PAN-derived electrospun nanofibers for supercapacitor applications: ongoing approaches and challenges

Abstract

The increasing demand for high-performance supercapacitors stimulates the rapid development of separators and electrodes. PAN-derived nanofibers via electrospinning with one-dimensional morphology, tunable nanostructure, mechanical flexibility, self-functionalities and those that can be added onto them have witnessed the intensive development and extensive applications of supercapacitors. However, the conventional PAN-derived carbon nanofibers are generally featured with rather inferior electrical conductivity and lower specific surface area.

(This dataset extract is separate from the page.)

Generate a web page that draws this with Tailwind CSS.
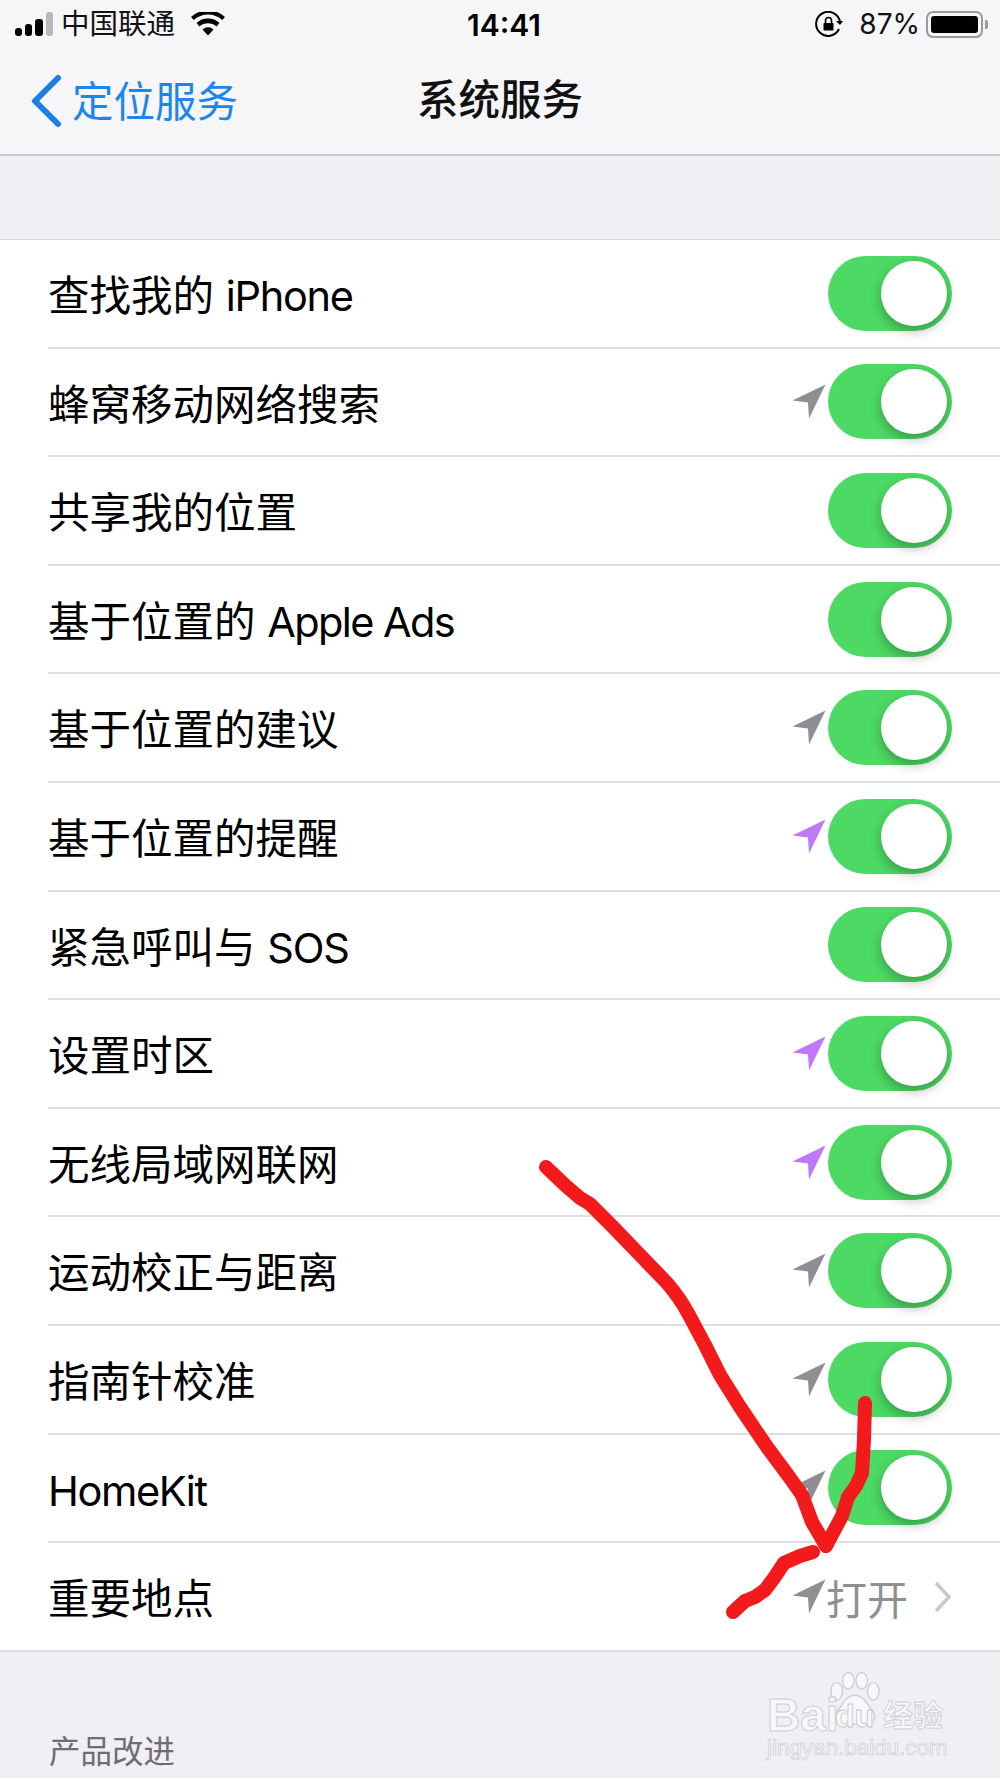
<!DOCTYPE html>
<html lang="zh">
<head>
    <meta charset="UTF-8">
    <meta name="viewport" content="width=device-width, initial-scale=1.0">
    <title>系统服务</title>
    <script src="https://cdn.jsdelivr.net/npm/@tailwindcss/browser@4"></script>
</head>
<body class="bg-[#efeff4] font-['Inter','Noto_Sans_CJK_SC',sans-serif] text-black">
<div class="relative w-[1000px] h-[1778px] overflow-hidden">
    <svg class="hidden">
        <symbol id="arrow" viewBox="0 0 34 35"><path d="M33.5 0.5L0.5 16.5L16 18.5L17 34.5Z"/></symbol>
    </svg>

    <!-- status + nav -->
    <header class="h-[156px] bg-[#f6f6f8] border-b-2 border-[#c9c9cd]">
        <div class="h-[48px] pl-[15px] pr-[12px] flex items-center relative">
            <div class="flex items-end gap-[3px] h-[24px]">
                <span class="w-[7px] h-[8px] rounded-[3px] bg-black"></span>
                <span class="w-[7px] h-[12px] rounded-[3px] bg-black"></span>
                <span class="w-[8px] h-[17px] rounded-[3px] bg-black"></span>
                <span class="w-[7px] h-[24px] rounded-[3px] bg-[#b8b8b8]"></span>
            </div>
            <span class="ml-[8px] text-[28.5px] leading-none text-[#111]">中国联通</span>
            <svg class="ml-[16px]" width="34" height="24" viewBox="0 0 34 24">
                <path d="M17 23.5L11.5 17.5A8 8 0 0 1 22.5 17.5Z"/>
                <path d="M8.5 14.5L5.5 11A17 17 0 0 1 28.5 11L25.5 14.5A13 13 0 0 0 8.5 14.5Z"/>
                <path d="M2.8 8L0 5A25 25 0 0 1 34 5L31.2 8A21 21 0 0 0 2.8 8Z"/>
            </svg>
            <span class="absolute left-[467px] top-[9px] text-[30px] leading-[32px] font-semibold">14:41</span>
            <svg class="ml-auto" width="28" height="26" viewBox="0 0 28 26" fill="none" stroke="#000" stroke-width="2">
                <path d="M24 18A12 12 0 1 1 25 11"/>
                <path d="M21 10H28L25 14Z" fill="#000" stroke="none"/>
                <rect x="8.5" y="12" width="10" height="7.5" rx="1" fill="#000" stroke="none"/>
                <path d="M10.5 12V9.5a3 3 0 0 1 6 0V12" stroke-width="1.6"/>
            </svg>
            <span class="ml-[16px] text-[28px] leading-none text-[#111]">87%</span>
            <div class="ml-[6px] w-[57px] h-[27px] rounded-[7px] border-2 border-[#9a9a9a] p-[3px]">
                <div class="h-full rounded-[3px] bg-black"></div>
            </div>
            <span class="ml-[2px] w-[3px] h-[9px] rounded-r-[2px] bg-[#9a9a9a]"></span>
        </div>
        <div class="h-[106px] flex items-center relative">
            <svg class="ml-[28px]" width="36" height="56" viewBox="0 0 36 56" fill="none" stroke="#1b7fe6" stroke-width="6" stroke-linecap="round" stroke-linejoin="round">
                <path d="M30 5L7 28L30 51"/>
            </svg>
            <span class="ml-[8px] pt-[4px] text-[41.5px] leading-none text-[#1c86ee]">定位服务</span>
            <span class="absolute left-[417px] top-[26px] text-[41.5px] leading-[52px] font-medium text-[#111]">系统服务</span>
        </div>
    </header>

    <div class="h-[83px]"></div>

    <!-- list -->
    <main class="bg-white border-t border-[#d9d9dc] border-b-2 border-b-[#dcdce0] text-[41.5px] leading-none">
        <div class="h-[108.6px] ml-[48px] pr-[48px] flex items-center border-b-2 border-[#dfdfe1]">
            <span class="mr-auto pt-[7px]">查找我的 <span class="tracking-[-1.3px]">iPhone</span></span>
            <div class="relative w-[124px] h-[75px] rounded-full bg-[#4cd964]"><div class="absolute left-[53px] top-[5px] w-[66px] h-[65px] rounded-full bg-white shadow-[0_5px_12px_rgba(0,0,0,0.28)]"></div></div>
        </div>
        <div class="h-[108.6px] ml-[48px] pr-[48px] flex items-center border-b-2 border-[#dfdfe1]">
            <span class="mr-auto pt-[7px]">蜂窝移动网络搜索</span>
            <svg class="w-[34px] h-[35px] mr-[2px] fill-[#8e8e93]"><use href="#arrow"/></svg>
            <div class="relative w-[124px] h-[75px] rounded-full bg-[#4cd964]"><div class="absolute left-[53px] top-[5px] w-[66px] h-[65px] rounded-full bg-white shadow-[0_5px_12px_rgba(0,0,0,0.28)]"></div></div>
        </div>
        <div class="h-[108.6px] ml-[48px] pr-[48px] flex items-center border-b-2 border-[#dfdfe1]">
            <span class="mr-auto pt-[7px]">共享我的位置</span>
            <div class="relative w-[124px] h-[75px] rounded-full bg-[#4cd964]"><div class="absolute left-[53px] top-[5px] w-[66px] h-[65px] rounded-full bg-white shadow-[0_5px_12px_rgba(0,0,0,0.28)]"></div></div>
        </div>
        <div class="h-[108.6px] ml-[48px] pr-[48px] flex items-center border-b-2 border-[#dfdfe1]">
            <span class="mr-auto pt-[7px]">基于位置的 <span class="tracking-[-1.6px]">Apple Ads</span></span>
            <div class="relative w-[124px] h-[75px] rounded-full bg-[#4cd964]"><div class="absolute left-[53px] top-[5px] w-[66px] h-[65px] rounded-full bg-white shadow-[0_5px_12px_rgba(0,0,0,0.28)]"></div></div>
        </div>
        <div class="h-[108.6px] ml-[48px] pr-[48px] flex items-center border-b-2 border-[#dfdfe1]">
            <span class="mr-auto pt-[7px]">基于位置的建议</span>
            <svg class="w-[34px] h-[35px] mr-[2px] fill-[#8e8e93]"><use href="#arrow"/></svg>
            <div class="relative w-[124px] h-[75px] rounded-full bg-[#4cd964]"><div class="absolute left-[53px] top-[5px] w-[66px] h-[65px] rounded-full bg-white shadow-[0_5px_12px_rgba(0,0,0,0.28)]"></div></div>
        </div>
        <div class="h-[108.6px] ml-[48px] pr-[48px] flex items-center border-b-2 border-[#dfdfe1]">
            <span class="mr-auto pt-[7px]">基于位置的提醒</span>
            <svg class="w-[34px] h-[35px] mr-[2px] fill-[#bf78f8]"><use href="#arrow"/></svg>
            <div class="relative w-[124px] h-[75px] rounded-full bg-[#4cd964]"><div class="absolute left-[53px] top-[5px] w-[66px] h-[65px] rounded-full bg-white shadow-[0_5px_12px_rgba(0,0,0,0.28)]"></div></div>
        </div>
        <div class="h-[108.6px] ml-[48px] pr-[48px] flex items-center border-b-2 border-[#dfdfe1]">
            <span class="mr-auto pt-[7px]">紧急呼叫与 <span class="tracking-[-1.1px]">SOS</span></span>
            <div class="relative w-[124px] h-[75px] rounded-full bg-[#4cd964]"><div class="absolute left-[53px] top-[5px] w-[66px] h-[65px] rounded-full bg-white shadow-[0_5px_12px_rgba(0,0,0,0.28)]"></div></div>
        </div>
        <div class="h-[108.6px] ml-[48px] pr-[48px] flex items-center border-b-2 border-[#dfdfe1]">
            <span class="mr-auto pt-[7px]">设置时区</span>
            <svg class="w-[34px] h-[35px] mr-[2px] fill-[#bf78f8]"><use href="#arrow"/></svg>
            <div class="relative w-[124px] h-[75px] rounded-full bg-[#4cd964]"><div class="absolute left-[53px] top-[5px] w-[66px] h-[65px] rounded-full bg-white shadow-[0_5px_12px_rgba(0,0,0,0.28)]"></div></div>
        </div>
        <div class="h-[108.6px] ml-[48px] pr-[48px] flex items-center border-b-2 border-[#dfdfe1]">
            <span class="mr-auto pt-[7px]">无线局域网联网</span>
            <svg class="w-[34px] h-[35px] mr-[2px] fill-[#bf78f8]"><use href="#arrow"/></svg>
            <div class="relative w-[124px] h-[75px] rounded-full bg-[#4cd964]"><div class="absolute left-[53px] top-[5px] w-[66px] h-[65px] rounded-full bg-white shadow-[0_5px_12px_rgba(0,0,0,0.28)]"></div></div>
        </div>
        <div class="h-[108.6px] ml-[48px] pr-[48px] flex items-center border-b-2 border-[#dfdfe1]">
            <span class="mr-auto pt-[7px]">运动校正与距离</span>
            <svg class="w-[34px] h-[35px] mr-[2px] fill-[#8e8e93]"><use href="#arrow"/></svg>
            <div class="relative w-[124px] h-[75px] rounded-full bg-[#4cd964]"><div class="absolute left-[53px] top-[5px] w-[66px] h-[65px] rounded-full bg-white shadow-[0_5px_12px_rgba(0,0,0,0.28)]"></div></div>
        </div>
        <div class="h-[108.6px] ml-[48px] pr-[48px] flex items-center border-b-2 border-[#dfdfe1]">
            <span class="mr-auto pt-[7px]">指南针校准</span>
            <svg class="w-[34px] h-[35px] mr-[2px] fill-[#8e8e93]"><use href="#arrow"/></svg>
            <div class="relative w-[124px] h-[75px] rounded-full bg-[#4cd964]"><div class="absolute left-[53px] top-[5px] w-[66px] h-[65px] rounded-full bg-white shadow-[0_5px_12px_rgba(0,0,0,0.28)]"></div></div>
        </div>
        <div class="h-[108.6px] ml-[48px] pr-[48px] flex items-center border-b-2 border-[#dfdfe1]">
            <span class="mr-auto pt-[7px] tracking-[-1.4px]">HomeKit</span>
            <svg class="w-[34px] h-[35px] mr-[2px] fill-[#8e8e93]"><use href="#arrow"/></svg>
            <div class="relative w-[124px] h-[75px] rounded-full bg-[#4cd964]"><div class="absolute left-[53px] top-[5px] w-[66px] h-[65px] rounded-full bg-white shadow-[0_5px_12px_rgba(0,0,0,0.28)]"></div></div>
        </div>
        <div class="h-[107px] ml-[48px] pr-[48px] flex items-center">
            <span class="mr-auto pt-[7px]">重要地点</span>
            <svg class="w-[34px] h-[35px] fill-[#8e8e93]"><use href="#arrow"/></svg>
            <span class="pt-[7px] text-[41px] text-[#8e8e93]">打开</span>
            <svg class="ml-[26px]" width="18" height="32" viewBox="0 0 18 32" fill="none" stroke="#c7c7cc" stroke-width="3.5">
                <path d="M2 2L15 16L2 30"/>
            </svg>
        </div>
    </main>

    <p class="pl-[49px] pt-[82px] text-[31.5px] leading-[36px] text-[#6d6d72]">产品改进</p>

    <!-- baidu watermark -->
    <div class="absolute left-[766px] top-[1670px] w-[180px]">
        <svg class="absolute left-[62px] top-[1px]" width="54" height="58" viewBox="0 0 56 58" fill="#f8f8fa" stroke="#cfcfd3" stroke-width="1.5">
            <ellipse cx="9" cy="20" rx="6" ry="9"/>
            <ellipse cx="21" cy="9" rx="6" ry="8.5"/>
            <ellipse cx="35" cy="9" rx="6" ry="8.5"/>
            <ellipse cx="47" cy="20" rx="6" ry="9"/>
            <path d="M28 24C38 24 40 34 46 40C52 48 46 56 38 55C33 54 23 54 18 55C10 56 4 48 10 40C16 34 18 24 28 24Z"/>
        </svg>
        <span class="absolute left-[1px] top-[25px] font-['Liberation_Sans',sans-serif] text-[46px] leading-[40px] font-bold text-[#f7f7f9] [-webkit-text-stroke:1px_#cdcdd1]">Bai</span>
        <span class="absolute left-[69px] top-[30px] font-['Liberation_Sans',sans-serif] text-[32px] leading-[32px] font-bold text-[#f8f8fa] [-webkit-text-stroke:0.8px_#c4c4c8]">du</span>
        <span class="absolute left-[117px] top-[26px] font-['Noto_Sans_CJK_SC',sans-serif] text-[30px] leading-[34px] font-bold text-[#f7f7f9] [-webkit-text-stroke:0.8px_#cdcdd1]">经验</span>
        <p class="absolute left-[1px] top-[66px] whitespace-nowrap text-[22.4px] leading-[24px] font-['Liberation_Sans',sans-serif] text-[#f6f6f8] [-webkit-text-stroke:0.7px_#cdcdd1]">jingyan.baidu.com</p>
    </div>

    <!-- red scribble on top of the screenshot -->
    <svg class="absolute left-0 top-0 pointer-events-none" width="1000" height="1778" fill="none" stroke="#f21a1a" stroke-width="14" stroke-linecap="round" stroke-linejoin="round">
        <path d="M546 1167L566 1186L580 1198L590 1204L613 1227L640 1255L667 1283Q680 1298 689 1315L705 1345L720 1375L740 1407L767 1447L790 1478L802 1495L812 1522L826 1546"/>
        <path d="M865 1403L864 1440L862 1473L856 1486L848 1497L842 1516L826 1546"/>
        <path d="M813 1552L800 1556L784 1563L774 1578L765 1590L755 1597L745 1601L733 1612"/>
    </svg>
</div>
</body>
</html>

Beyond that, PAN-derived carbon nanofibers normally exhibit unsatisfactory electrochemical performance in supercapacitors. So far, several strategies have been proposed, by some of which, conspicuous success has been achieved in addressing the above key issues. Here, a comprehensive review on recent advances of the use of PAN-derived carbon nanofibers as the electrode materials for supercapacitors are provided with a focus on strategies to improve their electrochemical performances, and the basic scientific principles involved in these preparation processes. Next, the recent application progress of PAN-derived nanofibers as the electrode separators for supercapacitors is introduced. Finally, we put forward a series of critical challenges in the above research area and propose some correlative ideas for future research.